Run ner.manual in Prodigy on csv file

489 views Asked by At

I am new to Prodigy and haven't fully figured out the paradigm. For a project, I would like to manually annotate names from texts. My team has developed our own model to recognize the names, so I only want to use the annotated texts (produced with Prodigy) as a golden standard for our model.

To do so, I have a csv file texts.csv with the text in one of the columns. Do I need to convert this file into a json, or can I also run Prodigy on the csv file?

Also, what is the code that I need to run to start the ner_manual with this dataset?

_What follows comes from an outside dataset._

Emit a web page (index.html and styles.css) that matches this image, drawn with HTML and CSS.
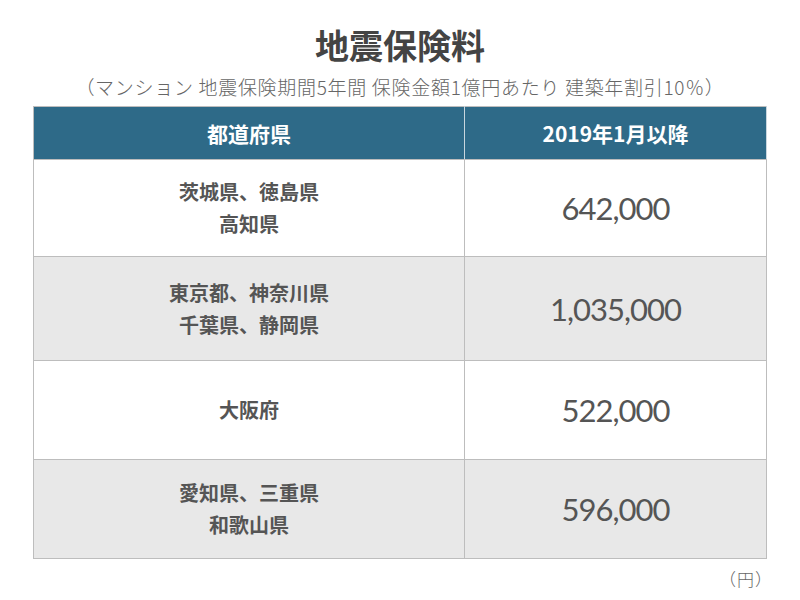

I suppose, I have to start with:

!python -m prodigy ner.manual

However, it is unclear to me how I should run the rest. Can someone help me with this?

1

There are 1 answers

0
yoghurt On

File Format

I believe for the recipes that say "Text Source" you can use jsonl, json, csv, or txt (reference the section that says "Text Source": https://prodi.gy/docs/api-loaders). Ner.manual says "Text Source" so I think it should work. (reference: https://prodi.gy/docs/recipes#ner-manual)

ner.manual

In regards to running ner.manual try taking a look at this documentation https://prodi.gy/docs/

The documentation contains a good example:

python -m prodigy ner.manual ner_news_headlines blank:en ./news_headlines.jsonl --label PERSON,ORG,PRODUCT,LOCATION

  1. ner_news_headlines is the name of the dataset (it could be named anything)
  2. blank:en is a blank english model
  3. ./news_headlines.jsonl is the name of the jsonl file that you will be annotating (use whatever file name your file is)
  4. PERSON,ORG,PRODUCT,LOCATION are the labels that you will annotate your data with (change these to whatever labels you want to use, be sure to separate with commas not spaces)

I'm also pretty new to prodigy so someone else may have a better answer.